J. JOHNSON: I think we -- in the executive branch and in the FISA Court need to be skeptical, we need to have robust discussion. I've been a part of that in making certain use of force decisions. And I am skeptical of simply a lot of yeses in the room, and believe somebody needs to ask the hard questions.
PAUL: I don't doubt, and I'm not questioning your integrity, but what I would say is that due process isn't a bunch of people -- good people -- in a room discussing whether we should kill people with drones or something. The President has mistakenly said that's somehow due process. That has nothing to do with due process. It may be a good idea, but it's not due process. Due process is in a court, and it's debated back and forth with both sides being represented and with, hopefully, an impartial justice or impartial justices deciding this in an open court.
So there's a lot of things going on in our country which really don't meet due process. And, frankly, whether you're a good or bad person or whether you're in a room discussing this or whether you give vigorous debate is not due process. And it's important that this be said over and over again, because we're making important decisions -- which gets to my next question.
Do you think we should target American citizens overseas for killing, who are not involved in combat? I'm thinking of propagandists, other people who may have committed treason but haven't been charged or convicted? Do you think that a bunch of lawyers in a room from one Administration, from one political party can decide the guilt or innocence of American citizens? These are ones often, if not always or mostly not engaged in combat.
J. JOHNSON: As you pose it, I think my answer would be no.
PAUL: But you realize a lot of the drones are directed against people just walking down the street or eating or doing something. I don't have any problem if an American citizen's over there fighting and they're in the middle of a war and they're shooting at our soldiers, by all means use a drone or whatever other means you have to kill them. But we're killing people, sort of, walking down the street.
So what I'm arguing for -- and nobody really seems to be making the point that I am -- is that, for example, Adam Gadahn, we indicted him. He's probably committed treason. You probably would convince me if I were on the jury to convict him of treason.
Why not go ahead and try these people for treason?
Al-Awlaki, we had him -- we had him listed for years and years. If you have to redact some testimony, or go into private session, do it. Give him a chance. He wants to come home. My guess is he wasn't coming home to be tried for treason.
Well, go ahead and try him for treason, and then I think you at least have due process, because then you've got a real court, a real process. You'd probably have a lawyer on both sides.
I mean the whole idea that justice comes about through representation and through a court trial and through a jury is something too important -- and I know this is an unusual circumstance, we've only had like three or four citizens killed -- but the principle of it's pretty important.

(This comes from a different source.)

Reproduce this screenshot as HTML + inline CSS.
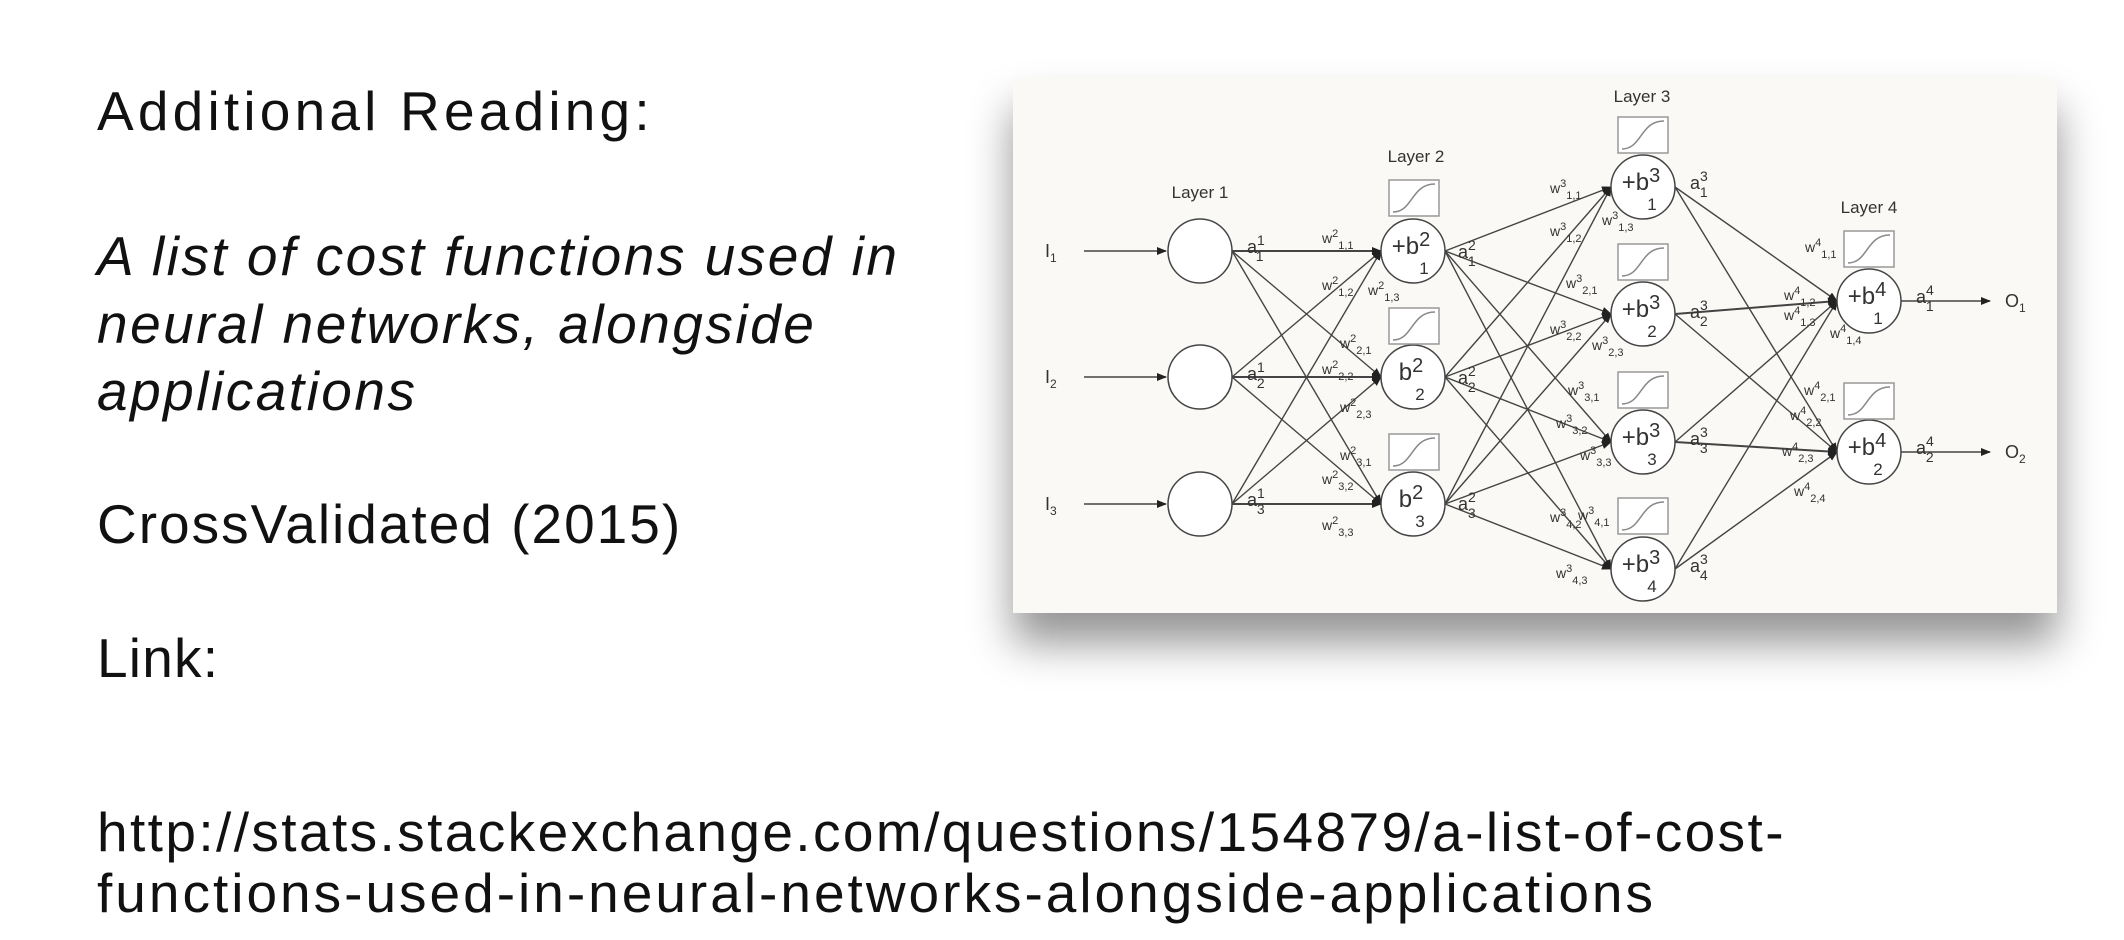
<!DOCTYPE html>
<html><head><meta charset="utf-8">
<style>
html,body{margin:0;padding:0;background:#fff;width:2124px;height:940px;overflow:hidden;}
.t{position:absolute;left:97px;font-family:"Liberation Sans",sans-serif;font-size:55px;color:#111;letter-spacing:2.4px;white-space:nowrap;line-height:1;}
.i{font-style:italic;letter-spacing:2.5px;}
#fig{position:absolute;left:1013px;top:78px;width:1044px;height:535px;background:#faf9f6;box-shadow:0 30px 40px rgba(0,0,0,0.42);}
svg{position:absolute;left:0;top:0;}
svg text{font-family:"Liberation Sans",sans-serif;fill:#333;}
</style></head><body>
<div class="t" style="top:84px;letter-spacing:4.2px">Additional Reading:</div>
<div class="t i" style="top:229px">A list of cost functions used in</div>
<div class="t i" style="top:297px">neural networks, alongside</div>
<div class="t i" style="top:364px">applications</div>
<div class="t" style="top:497px;letter-spacing:2px">CrossValidated (2015)</div>
<div class="t" style="top:631px;letter-spacing:1.2px">Link:</div>
<div class="t" style="top:805px">http://stats.stackexchange.com/questions/154879/a-list-of-cost-</div>
<div class="t" style="top:866px;letter-spacing:3px">functions-used-in-neural-networks-alongside-applications</div>
<div id="fig"></div>
<svg width="2124" height="940" viewBox="0 0 2124 940">
<defs><marker id="ar" markerWidth="10" markerHeight="8" refX="9" refY="4" orient="auto" markerUnits="userSpaceOnUse"><path d="M0,0 L10,4 L0,8z" fill="#222"/></marker>
<g id="sig"><rect x="0" y="0" width="50" height="36" fill="#fff" stroke="#999" stroke-width="1.5"/><path d="M4,32 C24,32 22,4 46,4" fill="none" stroke="#888" stroke-width="1.5"/></g></defs>
<g stroke="#444" stroke-width="1.4" fill="none" marker-end="url(#ar)">
<line x1="1084" y1="251" x2="1166" y2="251"/><line x1="1084" y1="377" x2="1166" y2="377"/><line x1="1084" y1="504" x2="1166" y2="504"/>
<line x1="1232" y1="251" x2="1381" y2="251" stroke-width="2"/><line x1="1232" y1="251" x2="1381" y2="377"/><line x1="1232" y1="251" x2="1381" y2="504"/>
<line x1="1232" y1="377" x2="1381" y2="251"/><line x1="1232" y1="377" x2="1381" y2="377" stroke-width="2"/><line x1="1232" y1="377" x2="1381" y2="504"/>
<line x1="1232" y1="504" x2="1381" y2="251"/><line x1="1232" y1="504" x2="1381" y2="377"/><line x1="1232" y1="504" x2="1381" y2="504" stroke-width="2"/>
<line x1="1445" y1="251" x2="1611" y2="187"/><line x1="1445" y1="251" x2="1611" y2="314"/><line x1="1445" y1="251" x2="1611" y2="442"/><line x1="1445" y1="251" x2="1611" y2="569"/>
<line x1="1445" y1="377" x2="1611" y2="187"/><line x1="1445" y1="377" x2="1611" y2="314"/><line x1="1445" y1="377" x2="1611" y2="442"/><line x1="1445" y1="377" x2="1611" y2="569"/>
<line x1="1445" y1="504" x2="1611" y2="187"/><line x1="1445" y1="504" x2="1611" y2="314"/><line x1="1445" y1="504" x2="1611" y2="442"/><line x1="1445" y1="504" x2="1611" y2="569"/>
<line x1="1675" y1="187" x2="1837" y2="301"/><line x1="1675" y1="187" x2="1837" y2="452"/>
<line x1="1675" y1="314" x2="1837" y2="301" stroke-width="2"/><line x1="1675" y1="314" x2="1837" y2="452"/>
<line x1="1675" y1="442" x2="1837" y2="301"/><line x1="1675" y1="442" x2="1837" y2="452" stroke-width="2"/>
<line x1="1675" y1="569" x2="1837" y2="301"/><line x1="1675" y1="569" x2="1837" y2="452"/>
<line x1="1901" y1="301" x2="1990" y2="301"/><line x1="1901" y1="452" x2="1990" y2="452"/>
</g>
<g fill="#fff" stroke="#444" stroke-width="1.5">
<circle cx="1200" cy="251" r="32"/><circle cx="1200" cy="377" r="32"/><circle cx="1200" cy="504" r="32"/>
<circle cx="1413" cy="251" r="32"/><circle cx="1413" cy="377" r="32"/><circle cx="1413" cy="504" r="32"/>
<circle cx="1643" cy="187" r="32"/><circle cx="1643" cy="314" r="32"/><circle cx="1643" cy="442" r="32"/><circle cx="1643" cy="569" r="32"/>
<circle cx="1869" cy="301" r="32"/><circle cx="1869" cy="452" r="32"/>
</g>
<use href="#sig" x="1389" y="180"/><use href="#sig" x="1389" y="308"/><use href="#sig" x="1389" y="434"/>
<use href="#sig" x="1618" y="117"/><use href="#sig" x="1618" y="244"/><use href="#sig" x="1618" y="372"/><use href="#sig" x="1618" y="498"/>
<use href="#sig" x="1844" y="231"/><use href="#sig" x="1844" y="383"/>
<g font-size="17" text-anchor="middle">
<text x="1200" y="198">Layer 1</text><text x="1416" y="162">Layer 2</text><text x="1642" y="102">Layer 3</text><text x="1869" y="213">Layer 4</text>
</g>
<g font-size="18">
<text x="1045" y="257">I<tspan font-size="12" dy="5">1</tspan></text>
<text x="1045" y="383">I<tspan font-size="12" dy="5">2</tspan></text>
<text x="1045" y="510">I<tspan font-size="12" dy="5">3</tspan></text>
<text x="2005" y="307">O<tspan font-size="12" dy="5">1</tspan></text>
<text x="2005" y="458">O<tspan font-size="12" dy="5">2</tspan></text>
</g>
<g font-size="24" text-anchor="middle">
<text x="1411" y="254">+b<tspan font-size="20" dy="-8">2</tspan></text><text x="1424" y="274" font-size="17">1</text>
<text x="1411" y="380">b<tspan font-size="20" dy="-8">2</tspan></text><text x="1420" y="400" font-size="17">2</text>
<text x="1411" y="507">b<tspan font-size="20" dy="-8">2</tspan></text><text x="1420" y="527" font-size="17">3</text>
<text x="1641" y="190">+b<tspan font-size="20" dy="-8">3</tspan></text><text x="1652" y="210" font-size="17">1</text>
<text x="1641" y="317">+b<tspan font-size="20" dy="-8">3</tspan></text><text x="1652" y="337" font-size="17">2</text>
<text x="1641" y="445">+b<tspan font-size="20" dy="-8">3</tspan></text><text x="1652" y="465" font-size="17">3</text>
<text x="1641" y="572">+b<tspan font-size="20" dy="-8">3</tspan></text><text x="1652" y="592" font-size="17">4</text>
<text x="1867" y="304">+b<tspan font-size="20" dy="-8">4</tspan></text><text x="1878" y="324" font-size="17">1</text>
<text x="1867" y="455">+b<tspan font-size="20" dy="-8">4</tspan></text><text x="1878" y="475" font-size="17">2</text>
</g>
<g font-size="18">
<text x="1247" y="253">a<tspan font-size="14" dy="-8">1</tspan><tspan font-size="14" dx="-8" dy="16">1</tspan></text>
<text x="1247" y="380">a<tspan font-size="14" dy="-8">1</tspan><tspan font-size="14" dx="-8" dy="16">2</tspan></text>
<text x="1247" y="506">a<tspan font-size="14" dy="-8">1</tspan><tspan font-size="14" dx="-8" dy="16">3</tspan></text>
<text x="1458" y="258">a<tspan font-size="14" dy="-8">2</tspan><tspan font-size="14" dx="-8" dy="16">1</tspan></text>
<text x="1458" y="384">a<tspan font-size="14" dy="-8">2</tspan><tspan font-size="14" dx="-8" dy="16">2</tspan></text>
<text x="1458" y="510">a<tspan font-size="14" dy="-8">2</tspan><tspan font-size="14" dx="-8" dy="16">3</tspan></text>
<text x="1690" y="189">a<tspan font-size="14" dy="-8">3</tspan><tspan font-size="14" dx="-8" dy="16">1</tspan></text>
<text x="1690" y="318">a<tspan font-size="14" dy="-8">3</tspan><tspan font-size="14" dx="-8" dy="16">2</tspan></text>
<text x="1690" y="445">a<tspan font-size="14" dy="-8">3</tspan><tspan font-size="14" dx="-8" dy="16">3</tspan></text>
<text x="1690" y="572">a<tspan font-size="14" dy="-8">3</tspan><tspan font-size="14" dx="-8" dy="16">4</tspan></text>
<text x="1916" y="303">a<tspan font-size="14" dy="-8">4</tspan><tspan font-size="14" dx="-8" dy="16">1</tspan></text>
<text x="1916" y="454">a<tspan font-size="14" dy="-8">4</tspan><tspan font-size="14" dx="-8" dy="16">2</tspan></text>
</g>
<g font-size="14">
<text x="1322" y="243">w<tspan font-size="11" dy="-6">2</tspan><tspan font-size="11" dy="12">1,1</tspan></text>
<text x="1322" y="290">w<tspan font-size="11" dy="-6">2</tspan><tspan font-size="11" dy="12">1,2</tspan></text>
<text x="1368" y="295">w<tspan font-size="11" dy="-6">2</tspan><tspan font-size="11" dy="12">1,3</tspan></text>
<text x="1340" y="348">w<tspan font-size="11" dy="-6">2</tspan><tspan font-size="11" dy="12">2,1</tspan></text>
<text x="1322" y="374">w<tspan font-size="11" dy="-6">2</tspan><tspan font-size="11" dy="12">2,2</tspan></text>
<text x="1340" y="412">w<tspan font-size="11" dy="-6">2</tspan><tspan font-size="11" dy="12">2,3</tspan></text>
<text x="1340" y="460">w<tspan font-size="11" dy="-6">2</tspan><tspan font-size="11" dy="12">3,1</tspan></text>
<text x="1322" y="484">w<tspan font-size="11" dy="-6">2</tspan><tspan font-size="11" dy="12">3,2</tspan></text>
<text x="1322" y="530">w<tspan font-size="11" dy="-6">2</tspan><tspan font-size="11" dy="12">3,3</tspan></text>
<text x="1550" y="193">w<tspan font-size="11" dy="-6">3</tspan><tspan font-size="11" dy="12">1,1</tspan></text>
<text x="1550" y="236">w<tspan font-size="11" dy="-6">3</tspan><tspan font-size="11" dy="12">1,2</tspan></text>
<text x="1602" y="225">w<tspan font-size="11" dy="-6">3</tspan><tspan font-size="11" dy="12">1,3</tspan></text>
<text x="1566" y="288">w<tspan font-size="11" dy="-6">3</tspan><tspan font-size="11" dy="12">2,1</tspan></text>
<text x="1550" y="334">w<tspan font-size="11" dy="-6">3</tspan><tspan font-size="11" dy="12">2,2</tspan></text>
<text x="1592" y="350">w<tspan font-size="11" dy="-6">3</tspan><tspan font-size="11" dy="12">2,3</tspan></text>
<text x="1568" y="395">w<tspan font-size="11" dy="-6">3</tspan><tspan font-size="11" dy="12">3,1</tspan></text>
<text x="1556" y="428">w<tspan font-size="11" dy="-6">3</tspan><tspan font-size="11" dy="12">3,2</tspan></text>
<text x="1580" y="460">w<tspan font-size="11" dy="-6">3</tspan><tspan font-size="11" dy="12">3,3</tspan></text>
<text x="1578" y="520">w<tspan font-size="11" dy="-6">3</tspan><tspan font-size="11" dy="12">4,1</tspan></text>
<text x="1550" y="522">w<tspan font-size="11" dy="-6">3</tspan><tspan font-size="11" dy="12">4,2</tspan></text>
<text x="1556" y="578">w<tspan font-size="11" dy="-6">3</tspan><tspan font-size="11" dy="12">4,3</tspan></text>
<text x="1805" y="252">w<tspan font-size="11" dy="-6">4</tspan><tspan font-size="11" dy="12">1,1</tspan></text>
<text x="1784" y="300">w<tspan font-size="11" dy="-6">4</tspan><tspan font-size="11" dy="12">1,2</tspan></text>
<text x="1784" y="320">w<tspan font-size="11" dy="-6">4</tspan><tspan font-size="11" dy="12">1,3</tspan></text>
<text x="1830" y="338">w<tspan font-size="11" dy="-6">4</tspan><tspan font-size="11" dy="12">1,4</tspan></text>
<text x="1804" y="395">w<tspan font-size="11" dy="-6">4</tspan><tspan font-size="11" dy="12">2,1</tspan></text>
<text x="1790" y="420">w<tspan font-size="11" dy="-6">4</tspan><tspan font-size="11" dy="12">2,2</tspan></text>
<text x="1782" y="456">w<tspan font-size="11" dy="-6">4</tspan><tspan font-size="11" dy="12">2,3</tspan></text>
<text x="1794" y="496">w<tspan font-size="11" dy="-6">4</tspan><tspan font-size="11" dy="12">2,4</tspan></text>
</g>
</svg>
</body></html>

And I think we should all be aware that there were times in our history where we didn't do justice to a lot of people for various reasons. For race, the Japanese-Americans, imagine, you know what happened to them when they didn't get due process during World War II. Also imagine what would have happened to an African-American in 1910 in the South accused of a crime.
So I think there's all kinds of reasons that a lot of us should be a little more concerned about due process and not be so careless about this. So I just hope you'll think about these questions, the scope of the Fourth Amendment, but also what due process is, and that if you're head of Homeland Security you and a bunch of lawyers getting together and deciding it's fine to collect data on every American through one warrant, that's a Constitutional question and it's also not due process.
And I hope that you will be somebody who will facilitate getting Constitutional questions into a real court and not a mock court.